At the ring’s centre
Spirit or angel troubling the still pool,
Causality not in nature,
Finger’s touch that summons at a point, a moment
Stars and planets, life and light
Or gathers cloud about an apex of cold,
Transcendent touch of love summons my world to being.
The Marriage of Psyche
by Kathleen Raine
I discovered this beautiful poem in a book called ‘Ring of Bright Water’ by Gavin Maxwell. The book was left behind in our cottage by the previous owner and has sat on a shelf for over six years until I recently picked it up and started reading it. I am only about a quarter of the way through it and loving every word. The book tells the story of Gavin Maxwell’s life with otters on the remote west coast of Scotland. It became a best seller in its day, selling 1 million copies and inspiring a film of the same name.

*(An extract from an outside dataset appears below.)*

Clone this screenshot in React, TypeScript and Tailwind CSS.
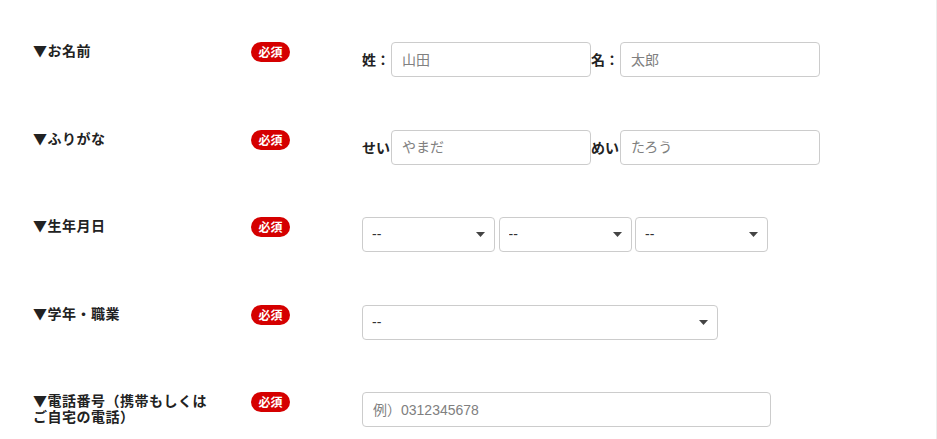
const font = { fontFamily: '"Liberation Sans", "Noto Sans CJK JP", sans-serif' };
const jp = { fontFamily: '"Noto Sans CJK JP", sans-serif' };

const Badge = () => (
  <span
    className="flex h-[20px] w-[39px] items-center justify-center rounded-full bg-[#d50000] text-[12px] font-bold leading-none text-white"
    style={jp}
  >
    必須
  </span>
);

const TextInput = ({ placeholder, width }: { placeholder: string; width: string }) => (
  <input
    type="text"
    placeholder={placeholder}
    className={`${width} h-[35px] rounded-[4px] border border-[#ccc] bg-white px-[10px] text-[14px] text-[#333] outline-none placeholder:text-[#808080]`}
    style={font}
  />
);

const Select = ({ width }: { width: string }) => (
  <div className={`relative ${width} h-[35px]`}>
    <select
      className="h-full w-full appearance-none rounded-[4px] border border-[#ccc] bg-white pl-[9px] text-[14px] text-[#333] outline-none"
      style={font}
      defaultValue=""
    >
      <option value="">--</option>
    </select>
    <svg
      className="pointer-events-none absolute right-[10px] top-[15px]"
      width="9"
      height="5"
      viewBox="0 0 9 5"
    >
      <path d="M0 0h9L4.5 5z" fill="#444" />
    </svg>
  </div>
);

const Row = ({ label, children }: { label: React.ReactNode; children: React.ReactNode }) => (
  <div className="flex h-[35px] items-start">
    <div className="w-[218px]">
      <p
        className="w-[184px] text-[14px] font-bold leading-[16px] tracking-[0.5px] text-[#222]"
        style={jp}
      >
        {label}
      </p>
    </div>
    <div className="flex w-[111px]">
      <Badge />
    </div>
    <div className="flex items-center">{children}</div>
  </div>
);

const FieldLabel = ({ children }: { children: React.ReactNode }) => (
  <span className="w-[29px] text-[14px] font-bold text-[#222]" style={jp}>
    {children}
  </span>
);

export default function App() {
  return (
    <div className="h-[439px] w-[937px] border-r border-[#ececec] bg-white" style={font}>
      <div className="flex flex-col gap-[52.5px] pl-[33px] pt-[42px]">
        <Row label="▼お名前">
          <FieldLabel>姓：</FieldLabel>
          <TextInput placeholder="山田" width="w-[200px]" />
          <FieldLabel>名：</FieldLabel>
          <TextInput placeholder="太郎" width="w-[200px]" />
        </Row>
        <Row label="▼ふりがな">
          <FieldLabel>せい</FieldLabel>
          <TextInput placeholder="やまだ" width="w-[200px]" />
          <FieldLabel>めい</FieldLabel>
          <TextInput placeholder="たろう" width="w-[200px]" />
        </Row>
        <Row label="▼生年月日">
          <div className="flex gap-[3.5px]">
            <Select width="w-[133px]" />
            <Select width="w-[133px]" />
            <Select width="w-[133px]" />
          </div>
        </Row>
        <Row label="▼学年・職業">
          <Select width="w-[356px]" />
        </Row>
        <Row label="▼電話番号（携帯もしくはご自宅の電話）">
          <TextInput placeholder="例）0312345678" width="w-[409px]" />
        </Row>
      </div>
    </div>
  );
}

Kathleen Raine’s poems are just beautiful and what I didn’t realise is that Gavin Maxwell was the love of her life but, sadly, it was unrequited love. If you would like to read her obituary see here. In ways, I wish I hadn’t, or at least I wish I had finished the book first before reading it.
So a book set on the West Highland seaboard, left behind on a dusty old shelf on a small island off the south coast of Ireland, has led me on a trail of discovery – and to paddling at the water’s edge a few weekends ago, trying to capture my own ‘ring of bright water’ by plopping pebbles into the water. The bonus picture was the bright, sparkling sea above.